Hi blog. It’s been awhile.
Four months to be exact. I’m pretty sure that’s the longest I’ve ever gone without blogging. It’s not because of lack of content but because I’ve been crazy busy. Lots of things have changed for the better since that last post in November. I guess I’ll start from there.
Last November I was feeling really depressed and overwhelmed. Not because of work but because of my own anxiety and personal demons. I was diagnosed with depression and body dysmorphic disorder way back in high school, but because of my own fears and stereotypes I never considered getting any type of serious help for it. It was just something that I thought I could handle on my own, and I did, but the older I got the worse it got. Pair that with a career and adult responsibilities and it’s a recipe for a pretty unhappy life. I woke up one day feeling so awful that I made a doctor’s appointment and met my current doctor. He wears khakis with cowboy boots and has this strange (yet oddly calming) habit of closing his eyes when he speaks. His first suggestion was a therapist for professional women – a nice idea but the thought of talking to a stranger about my personal issues made me want to throw myself into traffic. The irony that I write all of this in a blog post to thousands of readers isn’t lost on me. He suggested an anti-depressant and I refused. I didn’t want to be a vacant zombie. Emotion is what drives my creativity and creativity is what makes my career. Again, these stigmas and stereotypes prevented me from being open minded to getting help which I was in desperate need of. Flash forward to four months later and that medicine saved my life. I’m not a zombie, I’m not vacant. I’m still creative. The only difference now is that it’s easier for me to get out of bed, make (and actually keep) plans with my friends, and not hate myself entirely. Depression never goes away, I still have my days because it is apart of me – it’s just how I’m wired. The only thing I would change is that I wish I would have gotten help and learned how to manage it earlier. I’m telling you this dear followers because maybe if you hear my story you’d look more closely at your own friends and loved ones – it’s pretty easy to hide. This blog post will probably come at a surprise to many people that think they know me and that’s ok. If it helps one person I’ll be thankful.
My other news is that I have a new job in the crazy world of advertising as a staff multimedia creative. I’m not leaving journalism completely and I’ll still being taking news assignments on a limited basis, but it is no longer my priority at this time. Journalism has given me insight to so much. It has taught me patience, communication, critical thinking and has allowed me to cross paths with some of the most talented and loyal colleagues that I can call some of my closest friends. There’s nothing like the bond between you and the journalists who have seen some shit with you and there’s been a lot of that in the past two years. Trust me when I say the serious stuff takes a lot out of you.

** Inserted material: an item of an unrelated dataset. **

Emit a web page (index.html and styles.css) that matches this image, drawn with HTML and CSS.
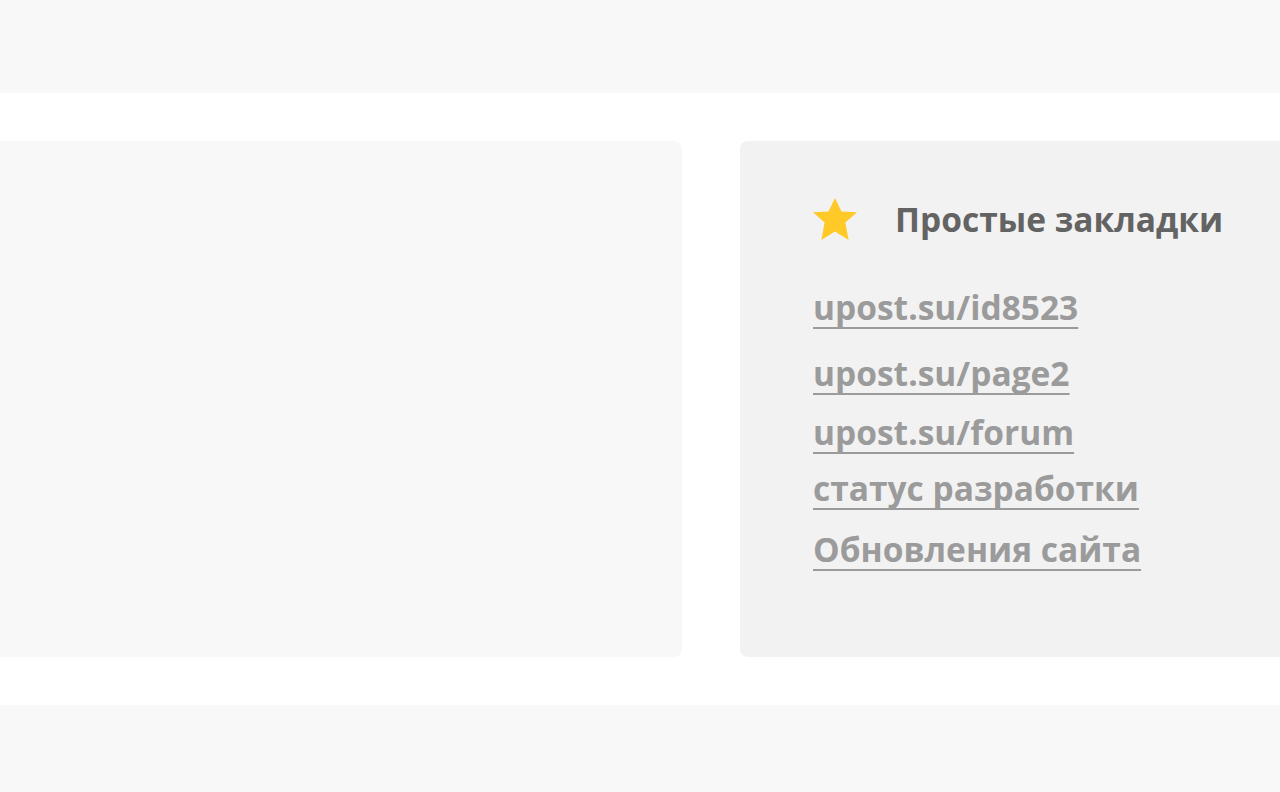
FILE: index.html
```html
<!DOCTYPE html>
<html lang="ru">
<head>
  <meta charset="UTF-8" />
  <meta name="viewport" content="width=device-width,initial-scale=1.0" />
  <title>Закладки</title>
  <link rel="stylesheet" href="styles.css">
</head>
<body>

  <header class="topbar"></header>

  <main class="cards">
    <section class="card card-main"></section>

    <aside class="card card-side">
      <div class="side-head">
        <svg class="star" viewBox="0 0 44 42" width="44" height="42" aria-hidden="true">
          <polygon points="22,0 28.5,13.5 44,14.3 32.4,24.6 35.6,42 22,33.5 8.4,42 11.6,24.6 0,14.3 15.5,13.5" fill="#ffca28"/>
        </svg>
        <h2>Простые закладки</h2>
      </div>
      <ul class="bookmarks">
        <li class="b1"><a href="#">upost.su/id8523</a></li>
        <li class="b2"><a href="#">upost.su/page2</a></li>
        <li class="b3"><a href="#">upost.su/forum</a></li>
        <li class="b4"><a href="#">статус разработки</a></li>
        <li class="b5"><a href="#">Обновления сайта</a></li>
      </ul>
    </aside>
  </main>

  <footer class="bottombar"></footer>

</body>
</html>
```

FILE: styles.css
```css
* { margin: 0; padding: 0; box-sizing: border-box; }
html, body { height: 100%; }
body {
  font-family: "Open Sans", "Noto Sans", sans-serif;
  background: #fff;
  color: #333;
  overflow: hidden;
}
.topbar { height: 93px; background: #f8f8f8; }
.bottombar { height: 100px; background: #f8f8f8; }

.cards {
  display: flex;
  gap: 58px;
  padding: 48px 0;
  margin-left: -20px;
  width: 1320px;
}
.card {
  height: 516px;
  border-radius: 8px;
}
.card-main { width: 702px; background: #f8f8f8; }
.card-side {
  flex: 1;
  background: #f2f2f2;
  padding: 56px 0 0 73px;
}

.side-head {
  display: flex;
  align-items: center;
  gap: 38px;
  height: 44px;
}
.star { display: block; flex: none; }
.side-head h2 {
  font-size: 33.5px;
  font-weight: 700;
  color: #636363;
  line-height: 44px;
}

/* each row has its own spacing */
.bookmarks { list-style: none; margin-top: 46px; }
.bookmarks li {
  font-size: 33.5px;
  line-height: 40px;
}
.bookmarks a {
  font-weight: 700;
  color: #9b9b9b;
  text-decoration: underline;
  text-decoration-thickness: 2px;
  text-underline-offset: 7px;
  text-decoration-skip-ink: none;
}
.bookmarks .b2 { margin-top: 26px; }
.bookmarks .b3 { margin-top: 19px; }
.bookmarks .b4 { margin-top: 16px; }
.bookmarks .b5 { margin-top: 21px; }
```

*Speaking of serious stuff, view my Inauguration Day and Women’s March photos here. I never did a blog post on them and it was a rough two days.
I’ve been shooting since I was seventeen and had my first big publication in USA Today when I was twenty-one. Since then my photos have been published in The Baltimore Sun, Baltimore Business Journal, Buzzfeed News, The Weather Channel, Baltimore Magazine, LA Times, Orlando Sentinel, and Getty Images among others. I’ve had a crazy photojournalism career and I’m so thankful for it. I’ve saved every press pass and they hang on my wall, right near my bed. However, the freelance life isn’t something I want to cement myself in anymore, at least not as my main focus. It’s not practical with more and more publications downsizing their staff, cutting their budgets, and phasing out freelancers. Don’t get me wrong, I DO make decent money doing full time freelance but at some point I know that’s going to fizzle out. I know so many extremely talented freelancers with way more experience and time in the industry than I have struggling to get assignments and to pay their bills. Some of the greatest in the business have been laid off.
I’m at a point now where I want a solid future when it comes to a savings account, retirement and a long-term career (crazy, right?) Working at an advertising agency not only gives me that but it also lets me spread my wings creatively as well. I miss working with a creative team, the freelance life is lonely. It’s nice to get detailed criticism and feedback. This particular agency has been around for decades and has a very notable client list. I can still shoot the same way I do now, just have a lot more leeway with my personal vision. I’m also learning video and production, something that I couldn’t afford to go to graduate school for – y’all remember the Corcoran/George Washington fiasco? I guess it all works out if you’re met to do something; there are so many different routes to an end goal. I’m really excited to try more creative things and utilize both my writing and photo skills. I need to put that Master’s Degree to use! I hope this explains my decision more clearly, I was pretty vague about it on social media and got a lot of questions.
Later in life I expect to engage in and prioritize journalism again and I’m not disappearing from it completely. My ideal journalism project would be an extended photo and written journalism piece I could work on for a bit in my spare time. We’ll see what life throws at me.
In other, more simple news I’ve switched completely over to mirrorless for photo assignments and I’m now workin’ with a Fuji XT2 and a Fuji XT10. I’ll probably trade in the latter for a second of the former.
I know this was a long one, so thanks so much for reading all the way through. Always appreciated.